Computerized expert systems for various farming operations like irrigation have been around for a number of years now, but they’re continually being updated, evolving with the needs of growers.

“We want the software to meet the needs of producers,” says Staci Ingram, technician with the National Peanut Research Laboratory in Dawson, Ga., which has created several such programs, including Irrigator Pro for peanuts, cotton and corn.

“Irrigator Pro for peanuts was developed more than 20 years ago,” says Ingram. “We’re looking at taking a conservation-minded approach to irrigation by meeting the physiological needs of the plant, but not using more water than is necessary.”
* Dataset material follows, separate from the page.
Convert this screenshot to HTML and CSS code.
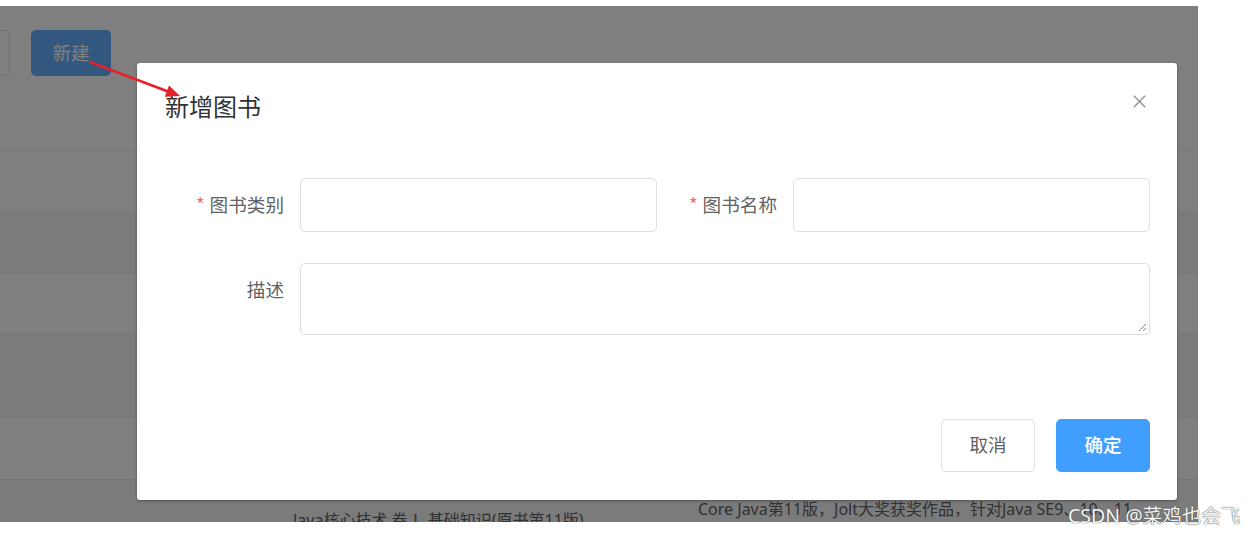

This particular system is designed to manage peanut irrigation and pest management decisions. The objective is to improve economic returns for irrigated peanut production and reduce risks associated with aflatoxin, foreign materials, immaturity, off-flavor, chemical residues, and negative environmental impacts.

Irrigation recommendations, explains Ingram, are based upon more than 25 years of scientific research data and information. To begin the program, growers enter field data including planting date, variety planted, previous crop, soil type and irrigation capacity.

Then, they place a digital minimum/maximum soil thermometer in the field, in the row, a few weeks after the crop has emerged. They also place a rain gauge in this same area as well as outside the pivot to record rainfall. The sensors in the field should be marked with flags because they will be difficult to find later in the season.

Users of the program begin by taking soil temperature readings a couple of times per week and asking for the recommendation which will advise if and how much to irrigate or when to check soil temperatures again.

Generally, irrigation recommendations are made to maintain soil temperatures and water in the optimum ranges. The program generates graphs showing data in relation to optimum and minimum zones, helping diagnose problems that may occur.